# PROBLEM DETAILS
Reproduce every line of the material below, but drop the pictures.
··········
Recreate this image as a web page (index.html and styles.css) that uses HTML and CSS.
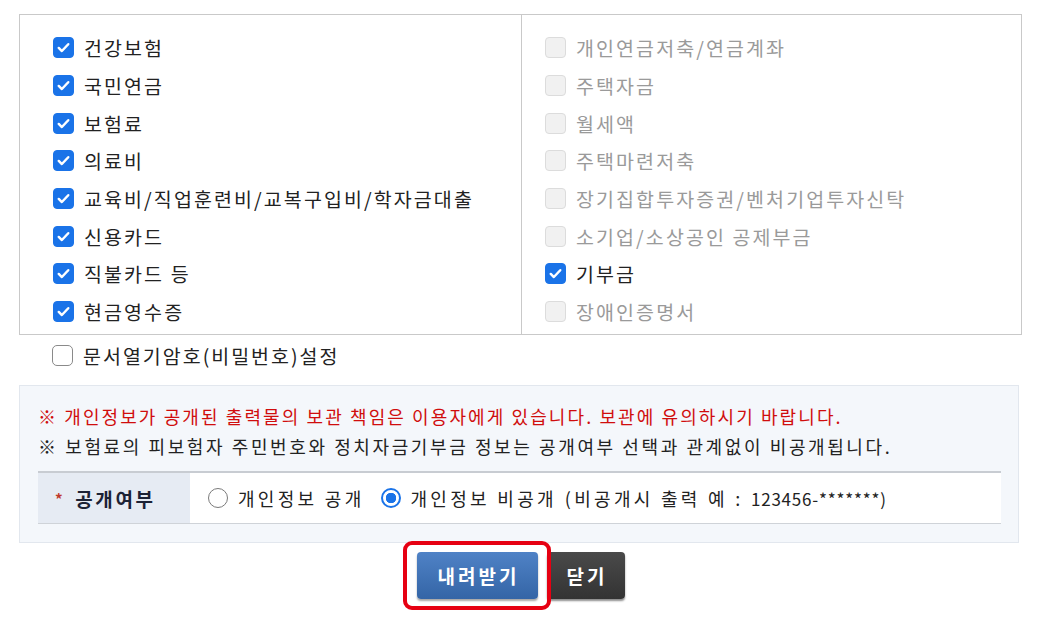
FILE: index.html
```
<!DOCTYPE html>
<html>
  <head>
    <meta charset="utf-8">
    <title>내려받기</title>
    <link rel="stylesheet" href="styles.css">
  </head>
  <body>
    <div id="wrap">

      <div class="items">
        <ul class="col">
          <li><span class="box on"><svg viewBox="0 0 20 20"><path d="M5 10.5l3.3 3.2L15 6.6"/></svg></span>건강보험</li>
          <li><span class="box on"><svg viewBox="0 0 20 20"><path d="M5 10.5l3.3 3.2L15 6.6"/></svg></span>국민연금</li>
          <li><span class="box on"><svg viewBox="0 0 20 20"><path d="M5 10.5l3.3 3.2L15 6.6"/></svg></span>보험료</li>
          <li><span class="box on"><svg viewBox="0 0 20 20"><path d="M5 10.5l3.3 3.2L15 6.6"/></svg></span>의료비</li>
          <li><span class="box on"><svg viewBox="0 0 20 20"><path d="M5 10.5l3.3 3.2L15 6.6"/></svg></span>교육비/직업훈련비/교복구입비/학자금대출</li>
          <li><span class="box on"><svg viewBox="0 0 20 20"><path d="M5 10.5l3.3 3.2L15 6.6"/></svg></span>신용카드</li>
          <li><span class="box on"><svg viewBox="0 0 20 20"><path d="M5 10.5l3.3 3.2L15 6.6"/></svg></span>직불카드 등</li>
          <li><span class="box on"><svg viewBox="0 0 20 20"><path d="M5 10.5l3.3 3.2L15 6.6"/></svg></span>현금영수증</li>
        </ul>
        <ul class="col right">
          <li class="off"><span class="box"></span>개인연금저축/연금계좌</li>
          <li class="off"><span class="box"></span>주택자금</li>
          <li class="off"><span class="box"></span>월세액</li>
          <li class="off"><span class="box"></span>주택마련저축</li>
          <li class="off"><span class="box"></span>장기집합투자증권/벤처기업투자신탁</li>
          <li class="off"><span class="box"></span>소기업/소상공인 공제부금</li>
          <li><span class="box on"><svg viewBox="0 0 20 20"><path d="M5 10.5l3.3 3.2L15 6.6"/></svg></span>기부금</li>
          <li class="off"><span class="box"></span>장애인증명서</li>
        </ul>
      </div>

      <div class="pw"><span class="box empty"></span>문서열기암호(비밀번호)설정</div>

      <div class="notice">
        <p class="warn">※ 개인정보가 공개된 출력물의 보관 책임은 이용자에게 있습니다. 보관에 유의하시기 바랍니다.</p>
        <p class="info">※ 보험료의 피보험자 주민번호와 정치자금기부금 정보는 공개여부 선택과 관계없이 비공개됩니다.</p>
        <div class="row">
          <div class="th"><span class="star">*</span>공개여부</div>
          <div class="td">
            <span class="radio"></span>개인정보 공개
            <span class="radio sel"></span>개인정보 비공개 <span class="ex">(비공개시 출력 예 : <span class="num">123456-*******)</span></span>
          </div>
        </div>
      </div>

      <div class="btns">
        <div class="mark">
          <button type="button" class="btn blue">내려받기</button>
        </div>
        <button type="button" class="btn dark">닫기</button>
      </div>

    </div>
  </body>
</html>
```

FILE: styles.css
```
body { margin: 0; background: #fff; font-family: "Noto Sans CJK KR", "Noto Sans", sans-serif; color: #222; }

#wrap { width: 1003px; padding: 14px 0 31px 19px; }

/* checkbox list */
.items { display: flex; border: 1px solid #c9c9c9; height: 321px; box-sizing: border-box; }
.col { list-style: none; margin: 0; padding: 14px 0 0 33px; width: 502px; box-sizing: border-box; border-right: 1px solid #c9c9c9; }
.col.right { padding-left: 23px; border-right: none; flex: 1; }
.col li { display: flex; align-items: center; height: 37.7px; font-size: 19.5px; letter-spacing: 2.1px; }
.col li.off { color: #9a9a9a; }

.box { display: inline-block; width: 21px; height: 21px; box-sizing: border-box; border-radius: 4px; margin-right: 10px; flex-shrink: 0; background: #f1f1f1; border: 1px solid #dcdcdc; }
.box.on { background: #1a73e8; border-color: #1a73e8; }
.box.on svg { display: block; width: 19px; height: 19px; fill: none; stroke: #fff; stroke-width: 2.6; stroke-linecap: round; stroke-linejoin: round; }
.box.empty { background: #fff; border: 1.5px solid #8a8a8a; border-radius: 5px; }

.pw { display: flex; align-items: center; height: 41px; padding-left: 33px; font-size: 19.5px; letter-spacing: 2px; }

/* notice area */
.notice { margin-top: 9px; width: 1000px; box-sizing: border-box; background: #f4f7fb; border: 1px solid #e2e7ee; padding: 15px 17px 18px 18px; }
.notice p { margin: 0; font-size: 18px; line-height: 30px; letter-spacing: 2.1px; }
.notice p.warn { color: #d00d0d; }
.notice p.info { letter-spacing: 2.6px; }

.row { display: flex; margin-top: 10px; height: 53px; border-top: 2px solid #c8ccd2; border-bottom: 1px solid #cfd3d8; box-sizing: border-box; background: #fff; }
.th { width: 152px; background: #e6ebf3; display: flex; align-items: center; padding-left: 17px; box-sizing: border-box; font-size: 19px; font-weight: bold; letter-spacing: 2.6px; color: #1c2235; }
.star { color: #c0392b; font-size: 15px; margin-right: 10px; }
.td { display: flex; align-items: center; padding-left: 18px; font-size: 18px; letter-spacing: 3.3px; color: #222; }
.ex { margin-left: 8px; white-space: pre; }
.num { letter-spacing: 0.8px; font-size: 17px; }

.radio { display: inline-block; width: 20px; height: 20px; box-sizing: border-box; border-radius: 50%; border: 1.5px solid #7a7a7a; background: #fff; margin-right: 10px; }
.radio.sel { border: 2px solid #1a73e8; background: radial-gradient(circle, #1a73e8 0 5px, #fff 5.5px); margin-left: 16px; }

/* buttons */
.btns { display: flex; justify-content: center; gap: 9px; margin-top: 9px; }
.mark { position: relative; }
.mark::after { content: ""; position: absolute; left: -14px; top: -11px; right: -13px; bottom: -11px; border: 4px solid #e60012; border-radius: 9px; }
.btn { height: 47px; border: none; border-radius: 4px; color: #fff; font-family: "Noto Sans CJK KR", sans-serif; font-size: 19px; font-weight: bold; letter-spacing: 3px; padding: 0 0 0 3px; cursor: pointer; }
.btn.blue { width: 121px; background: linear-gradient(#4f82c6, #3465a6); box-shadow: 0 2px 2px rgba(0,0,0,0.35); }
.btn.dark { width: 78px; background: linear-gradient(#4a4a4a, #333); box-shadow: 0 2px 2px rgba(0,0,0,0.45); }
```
··········
# ANSWER TO THIS EXERCISE
Recreate this image as a web page (index.html and styles.css) that uses HTML and CSS.
FILE: index.html
```
<!DOCTYPE html>
<html>
  <head>
    <meta charset="utf-8">
    <title>내려받기</title>
    <link rel="stylesheet" href="styles.css">
  </head>
  <body>
    <div id="wrap">

      <div class="items">
        <ul class="col">
          <li><span class="box on"><svg viewBox="0 0 20 20"><path d="M5 10.5l3.3 3.2L15 6.6"/></svg></span>건강보험</li>
          <li><span class="box on"><svg viewBox="0 0 20 20"><path d="M5 10.5l3.3 3.2L15 6.6"/></svg></span>국민연금</li>
          <li><span class="box on"><svg viewBox="0 0 20 20"><path d="M5 10.5l3.3 3.2L15 6.6"/></svg></span>보험료</li>
          <li><span class="box on"><svg viewBox="0 0 20 20"><path d="M5 10.5l3.3 3.2L15 6.6"/></svg></span>의료비</li>
          <li><span class="box on"><svg viewBox="0 0 20 20"><path d="M5 10.5l3.3 3.2L15 6.6"/></svg></span>교육비/직업훈련비/교복구입비/학자금대출</li>
          <li><span class="box on"><svg viewBox="0 0 20 20"><path d="M5 10.5l3.3 3.2L15 6.6"/></svg></span>신용카드</li>
          <li><span class="box on"><svg viewBox="0 0 20 20"><path d="M5 10.5l3.3 3.2L15 6.6"/></svg></span>직불카드 등</li>
          <li><span class="box on"><svg viewBox="0 0 20 20"><path d="M5 10.5l3.3 3.2L15 6.6"/></svg></span>현금영수증</li>
        </ul>
        <ul class="col right">
          <li class="off"><span class="box"></span>개인연금저축/연금계좌</li>
          <li class="off"><span class="box"></span>주택자금</li>
          <li class="off"><span class="box"></span>월세액</li>
          <li class="off"><span class="box"></span>주택마련저축</li>
          <li class="off"><span class="box"></span>장기집합투자증권/벤처기업투자신탁</li>
          <li class="off"><span class="box"></span>소기업/소상공인 공제부금</li>
          <li><span class="box on"><svg viewBox="0 0 20 20"><path d="M5 10.5l3.3 3.2L15 6.6"/></svg></span>기부금</li>
          <li class="off"><span class="box"></span>장애인증명서</li>
        </ul>
      </div>

      <div class="pw"><span class="box empty"></span>문서열기암호(비밀번호)설정</div>

      <div class="notice">
        <p class="warn">※ 개인정보가 공개된 출력물의 보관 책임은 이용자에게 있습니다. 보관에 유의하시기 바랍니다.</p>
        <p class="info">※ 보험료의 피보험자 주민번호와 정치자금기부금 정보는 공개여부 선택과 관계없이 비공개됩니다.</p>
        <div class="row">
          <div class="th"><span class="star">*</span>공개여부</div>
          <div class="td">
            <span class="radio"></span>개인정보 공개
            <span class="radio sel"></span>개인정보 비공개 <span class="ex">(비공개시 출력 예 : <span class="num">123456-*******)</span></span>
          </div>
        </div>
      </div>

      <div class="btns">
        <div class="mark">
          <button type="button" class="btn blue">내려받기</button>
        </div>
        <button type="button" class="btn dark">닫기</button>
      </div>

    </div>
  </body>
</html>
```

FILE: styles.css
```
body { margin: 0; background: #fff; font-family: "Noto Sans CJK KR", "Noto Sans", sans-serif; color: #222; }

#wrap { width: 1003px; padding: 14px 0 31px 19px; }

/* checkbox list */
.items { display: flex; border: 1px solid #c9c9c9; height: 321px; box-sizing: border-box; }
.col { list-style: none; margin: 0; padding: 14px 0 0 33px; width: 502px; box-sizing: border-box; border-right: 1px solid #c9c9c9; }
.col.right { padding-left: 23px; border-right: none; flex: 1; }
.col li { display: flex; align-items: center; height: 37.7px; font-size: 19.5px; letter-spacing: 2.1px; }
.col li.off { color: #9a9a9a; }

.box { display: inline-block; width: 21px; height: 21px; box-sizing: border-box; border-radius: 4px; margin-right: 10px; flex-shrink: 0; background: #f1f1f1; border: 1px solid #dcdcdc; }
.box.on { background: #1a73e8; border-color: #1a73e8; }
.box.on svg { display: block; width: 19px; height: 19px; fill: none; stroke: #fff; stroke-width: 2.6; stroke-linecap: round; stroke-linejoin: round; }
.box.empty { background: #fff; border: 1.5px solid #8a8a8a; border-radius: 5px; }

.pw { display: flex; align-items: center; height: 41px; padding-left: 33px; font-size: 19.5px; letter-spacing: 2px; }

/* notice area */
.notice { margin-top: 9px; width: 1000px; box-sizing: border-box; background: #f4f7fb; border: 1px solid #e2e7ee; padding: 15px 17px 18px 18px; }
.notice p { margin: 0; font-size: 18px; line-height: 30px; letter-spacing: 2.1px; }
.notice p.warn { color: #d00d0d; }
.notice p.info { letter-spacing: 2.6px; }

.row { display: flex; margin-top: 10px; height: 53px; border-top: 2px solid #c8ccd2; border-bottom: 1px solid #cfd3d8; box-sizing: border-box; background: #fff; }
.th { width: 152px; background: #e6ebf3; display: flex; align-items: center; padding-left: 17px; box-sizing: border-box; font-size: 19px; font-weight: bold; letter-spacing: 2.6px; color: #1c2235; }
.star { color: #c0392b; font-size: 15px; margin-right: 10px; }
.td { display: flex; align-items: center; padding-left: 18px; font-size: 18px; letter-spacing: 3.3px; color: #222; }
.ex { margin-left: 8px; white-space: pre; }
.num { letter-spacing: 0.8px; font-size: 17px; }

.radio { display: inline-block; width: 20px; height: 20px; box-sizing: border-box; border-radius: 50%; border: 1.5px solid #7a7a7a; background: #fff; margin-right: 10px; }
.radio.sel { border: 2px solid #1a73e8; background: radial-gradient(circle, #1a73e8 0 5px, #fff 5.5px); margin-left: 16px; }

/* buttons */
.btns { display: flex; justify-content: center; gap: 9px; margin-top: 9px; }
.mark { position: relative; }
.mark::after { content: ""; position: absolute; left: -14px; top: -11px; right: -13px; bottom: -11px; border: 4px solid #e60012; border-radius: 9px; }
.btn { height: 47px; border: none; border-radius: 4px; color: #fff; font-family: "Noto Sans CJK KR", sans-serif; font-size: 19px; font-weight: bold; letter-spacing: 3px; padding: 0 0 0 3px; cursor: pointer; }
.btn.blue { width: 121px; background: linear-gradient(#4f82c6, #3465a6); box-shadow: 0 2px 2px rgba(0,0,0,0.35); }
.btn.dark { width: 78px; background: linear-gradient(#4a4a4a, #333); box-shadow: 0 2px 2px rgba(0,0,0,0.45); }
```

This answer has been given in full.